Armés de fusils d’assaut et vêtus de gilets pare-balles, Elton Simpson et Nadir Soofi auraient pu faire un grand nombre de victimes s’ils n’avaient choisi une cible aussi bien gardée: compte tenu du caractère délibérément provocateur de l’événement, les autorités étaient prêtes à réagir en cas de problème et une équipe du SWAT (unité d’assaut de la police américaine) avait été placée à proximité.
Mardi 5 mai, Daech a revendiqué sa responsabilité dans l’attentat. C’est la première fois que le groupe revendique une action sur le sol américain, mais nous aurions tort de prendre cela comme argent comptant. Tout d’abord, il n’est pas inhabituel que des groupes terroristes revendiquent après les faits des attentats dont ils ignoraient tout à l’avance.

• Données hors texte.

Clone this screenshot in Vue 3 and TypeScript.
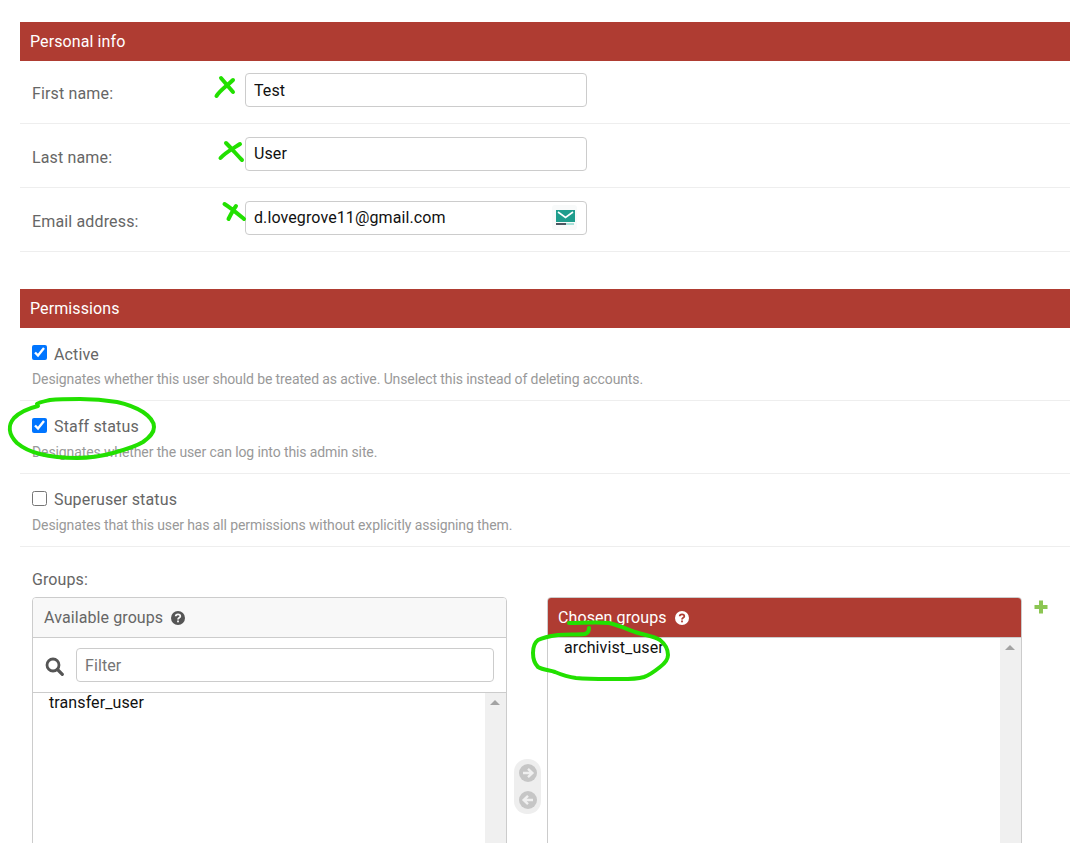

D’autre part, en cette ère de terrorisme inspiré par Internet, la notion de responsabilité est devenue relativement floue.
«Soldats du califat»
Sur sa radio officielle, l’État islamique a parlé de l’attaque en disant qu’elle avait été menée par «deux soldats du califat» et, dans un message précédant l’attaque, l’un des terroristes avait affirmé prêter allégeance au «commandeur des croyants», sans doute en référence au leader de Daech, Abou Bakr al-Baghdadi. Néanmoins, on ignore encore si les terroristes étaient en relation ou non avec des djihadistes en Syrie ou en Irak, et l’on sait encore moins si l’État islamique a joué un rôle dans l’organisation de l’attaque. Le scénario le plus probable est que, comme les attentats de Paris en janvier et comme celui de Copenhague contre un centre culturel en février, c’était l’œuvre de loups solitaires qui avaient décidé seuls qu’ils agissaient au nom du groupe.
Loups solitaires qui ont décidé seuls qu'ils agissaient au nom de Daech
L’attentat avorté de Garland semble être une preuve de plus que l’État islamique est en train de remplacer al-Qaida et al-Shabaab dans le cœur des djihadistes occidentaux. L’un des deux terroristes, Elton Simpson, de Phoenix, en Arizona, était déjà apparu sur le radar des autorités américaines en 2010 lorsqu’il avait mentionné ses projets d’aller combattre les mécréants en Somalie à un informateur de la police. Alors que les autorités ont collecté plus de 1.500 heures de conversations auprès de Simpson, il n’a fini par être condamné que pour un délit relativement mineur –mentir à un agent fédéral–, pour lequel il a écopé d’une peine avec libération conditionnelle, assortie d’une mise à l’épreuve de trois ans. Il est possible qu’il se soit tourné vers Daech durant cet intervalle.
Il ne faut pas croire que la fusillade de Garland signifie que l’État islamique est désormais capable de commettre des attentats sur le sol américain. Mais, si les auteurs ont effectivement été inspirés par Daech au point de passer à l’acte, une étape inquiétante a été franchie.